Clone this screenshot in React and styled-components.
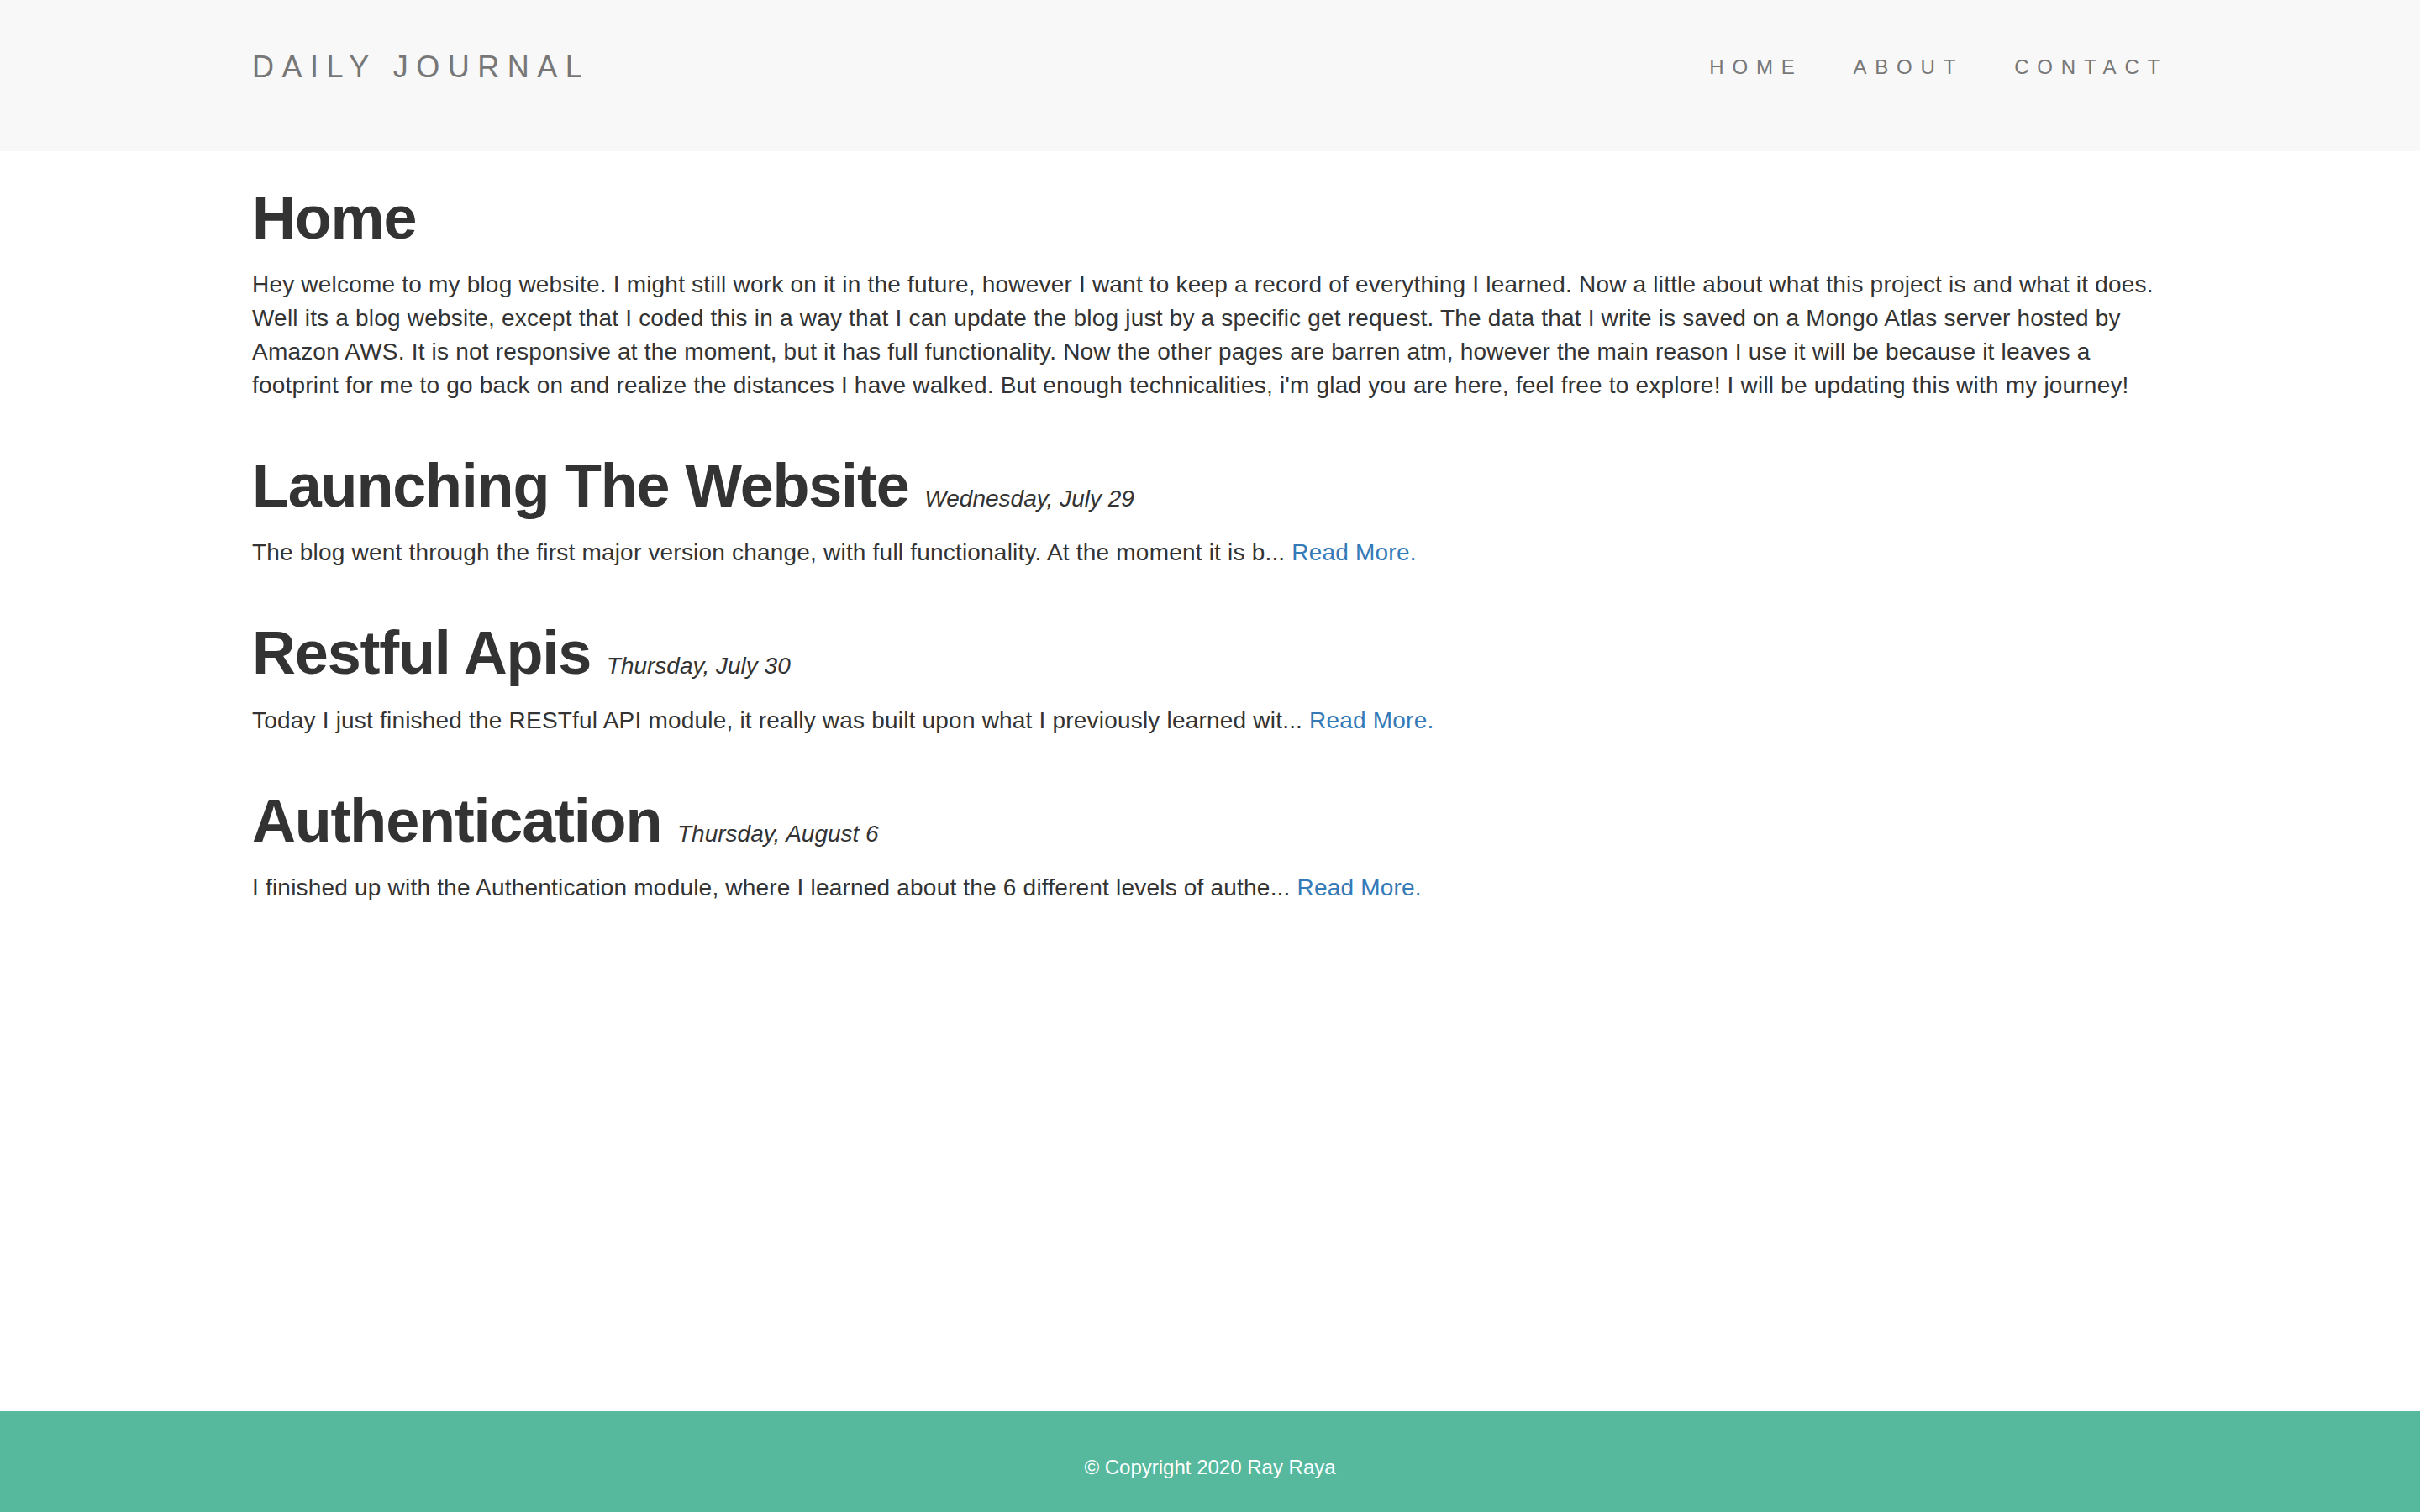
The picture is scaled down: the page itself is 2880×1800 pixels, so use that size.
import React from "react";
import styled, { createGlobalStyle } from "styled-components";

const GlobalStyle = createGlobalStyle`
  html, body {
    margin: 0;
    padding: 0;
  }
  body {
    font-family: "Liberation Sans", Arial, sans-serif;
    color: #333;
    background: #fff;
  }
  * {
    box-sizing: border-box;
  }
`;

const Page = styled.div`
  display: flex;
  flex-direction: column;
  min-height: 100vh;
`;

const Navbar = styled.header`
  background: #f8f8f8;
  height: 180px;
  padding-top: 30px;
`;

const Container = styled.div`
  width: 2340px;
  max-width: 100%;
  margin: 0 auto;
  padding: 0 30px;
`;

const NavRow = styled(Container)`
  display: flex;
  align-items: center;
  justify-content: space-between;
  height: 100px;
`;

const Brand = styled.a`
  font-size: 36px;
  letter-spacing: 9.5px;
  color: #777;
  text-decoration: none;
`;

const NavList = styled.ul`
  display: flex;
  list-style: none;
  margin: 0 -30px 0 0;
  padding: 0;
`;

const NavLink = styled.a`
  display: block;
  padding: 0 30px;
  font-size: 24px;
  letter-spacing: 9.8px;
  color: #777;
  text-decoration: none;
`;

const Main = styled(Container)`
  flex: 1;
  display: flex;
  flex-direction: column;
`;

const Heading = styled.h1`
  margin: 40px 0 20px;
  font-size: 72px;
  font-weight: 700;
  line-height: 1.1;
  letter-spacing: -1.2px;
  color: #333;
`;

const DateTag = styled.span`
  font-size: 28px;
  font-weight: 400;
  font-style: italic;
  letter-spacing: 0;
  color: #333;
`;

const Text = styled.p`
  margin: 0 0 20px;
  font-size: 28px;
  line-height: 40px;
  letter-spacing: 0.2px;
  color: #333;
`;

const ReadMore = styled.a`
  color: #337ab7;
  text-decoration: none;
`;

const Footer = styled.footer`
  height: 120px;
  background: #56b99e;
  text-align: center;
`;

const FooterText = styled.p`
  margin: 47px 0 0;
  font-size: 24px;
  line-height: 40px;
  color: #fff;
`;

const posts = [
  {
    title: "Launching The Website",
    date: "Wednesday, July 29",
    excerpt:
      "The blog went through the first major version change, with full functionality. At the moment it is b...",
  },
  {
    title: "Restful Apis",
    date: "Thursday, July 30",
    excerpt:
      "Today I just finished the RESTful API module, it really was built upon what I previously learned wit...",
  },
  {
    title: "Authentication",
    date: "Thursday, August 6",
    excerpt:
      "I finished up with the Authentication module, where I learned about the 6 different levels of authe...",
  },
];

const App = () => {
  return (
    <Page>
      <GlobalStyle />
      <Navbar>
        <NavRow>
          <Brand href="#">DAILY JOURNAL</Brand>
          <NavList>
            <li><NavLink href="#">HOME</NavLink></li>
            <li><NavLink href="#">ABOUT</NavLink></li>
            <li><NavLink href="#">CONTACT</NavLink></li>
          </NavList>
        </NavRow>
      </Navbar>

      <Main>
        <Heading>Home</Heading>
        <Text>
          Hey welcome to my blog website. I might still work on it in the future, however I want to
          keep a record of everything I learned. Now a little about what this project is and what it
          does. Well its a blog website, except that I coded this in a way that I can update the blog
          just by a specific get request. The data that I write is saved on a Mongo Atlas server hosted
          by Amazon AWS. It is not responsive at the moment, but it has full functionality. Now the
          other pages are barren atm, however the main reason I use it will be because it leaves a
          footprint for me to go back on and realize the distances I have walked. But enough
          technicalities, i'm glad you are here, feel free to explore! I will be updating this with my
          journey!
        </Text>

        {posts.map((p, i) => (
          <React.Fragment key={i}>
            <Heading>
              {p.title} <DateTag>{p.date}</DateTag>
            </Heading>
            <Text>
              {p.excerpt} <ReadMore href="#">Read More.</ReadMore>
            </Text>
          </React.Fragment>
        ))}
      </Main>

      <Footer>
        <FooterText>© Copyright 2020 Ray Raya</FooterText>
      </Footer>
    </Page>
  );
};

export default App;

### [Goal of the exercise]
Copy every line of the data word for word, omitting the images.

### [Exercise answer]
Clone this screenshot in React and styled-components.
The picture is scaled down: the page itself is 2880×1800 pixels, so use that size.
import React from "react";
import styled, { createGlobalStyle } from "styled-components";

const GlobalStyle = createGlobalStyle`
  html, body {
    margin: 0;
    padding: 0;
  }
  body {
    font-family: "Liberation Sans", Arial, sans-serif;
    color: #333;
    background: #fff;
  }
  * {
    box-sizing: border-box;
  }
`;

const Page = styled.div`
  display: flex;
  flex-direction: column;
  min-height: 100vh;
`;

const Navbar = styled.header`
  background: #f8f8f8;
  height: 180px;
  padding-top: 30px;
`;

const Container = styled.div`
  width: 2340px;
  max-width: 100%;
  margin: 0 auto;
  padding: 0 30px;
`;

const NavRow = styled(Container)`
  display: flex;
  align-items: center;
  justify-content: space-between;
  height: 100px;
`;

const Brand = styled.a`
  font-size: 36px;
  letter-spacing: 9.5px;
  color: #777;
  text-decoration: none;
`;

const NavList = styled.ul`
  display: flex;
  list-style: none;
  margin: 0 -30px 0 0;
  padding: 0;
`;

const NavLink = styled.a`
  display: block;
  padding: 0 30px;
  font-size: 24px;
  letter-spacing: 9.8px;
  color: #777;
  text-decoration: none;
`;

const Main = styled(Container)`
  flex: 1;
  display: flex;
  flex-direction: column;
`;

const Heading = styled.h1`
  margin: 40px 0 20px;
  font-size: 72px;
  font-weight: 700;
  line-height: 1.1;
  letter-spacing: -1.2px;
  color: #333;
`;

const DateTag = styled.span`
  font-size: 28px;
  font-weight: 400;
  font-style: italic;
  letter-spacing: 0;
  color: #333;
`;

const Text = styled.p`
  margin: 0 0 20px;
  font-size: 28px;
  line-height: 40px;
  letter-spacing: 0.2px;
  color: #333;
`;

const ReadMore = styled.a`
  color: #337ab7;
  text-decoration: none;
`;

const Footer = styled.footer`
  height: 120px;
  background: #56b99e;
  text-align: center;
`;

const FooterText = styled.p`
  margin: 47px 0 0;
  font-size: 24px;
  line-height: 40px;
  color: #fff;
`;

const posts = [
  {
    title: "Launching The Website",
    date: "Wednesday, July 29",
    excerpt:
      "The blog went through the first major version change, with full functionality. At the moment it is b...",
  },
  {
    title: "Restful Apis",
    date: "Thursday, July 30",
    excerpt:
      "Today I just finished the RESTful API module, it really was built upon what I previously learned wit...",
  },
  {
    title: "Authentication",
    date: "Thursday, August 6",
    excerpt:
      "I finished up with the Authentication module, where I learned about the 6 different levels of authe...",
  },
];

const App = () => {
  return (
    <Page>
      <GlobalStyle />
      <Navbar>
        <NavRow>
          <Brand href="#">DAILY JOURNAL</Brand>
          <NavList>
            <li><NavLink href="#">HOME</NavLink></li>
            <li><NavLink href="#">ABOUT</NavLink></li>
            <li><NavLink href="#">CONTACT</NavLink></li>
          </NavList>
        </NavRow>
      </Navbar>

      <Main>
        <Heading>Home</Heading>
        <Text>
          Hey welcome to my blog website. I might still work on it in the future, however I want to
          keep a record of everything I learned. Now a little about what this project is and what it
          does. Well its a blog website, except that I coded this in a way that I can update the blog
          just by a specific get request. The data that I write is saved on a Mongo Atlas server hosted
          by Amazon AWS. It is not responsive at the moment, but it has full functionality. Now the
          other pages are barren atm, however the main reason I use it will be because it leaves a
          footprint for me to go back on and realize the distances I have walked. But enough
          technicalities, i'm glad you are here, feel free to explore! I will be updating this with my
          journey!
        </Text>

        {posts.map((p, i) => (
          <React.Fragment key={i}>
            <Heading>
              {p.title} <DateTag>{p.date}</DateTag>
            </Heading>
            <Text>
              {p.excerpt} <ReadMore href="#">Read More.</ReadMore>
            </Text>
          </React.Fragment>
        ))}
      </Main>

      <Footer>
        <FooterText>© Copyright 2020 Ray Raya</FooterText>
      </Footer>
    </Page>
  );
};

export default App;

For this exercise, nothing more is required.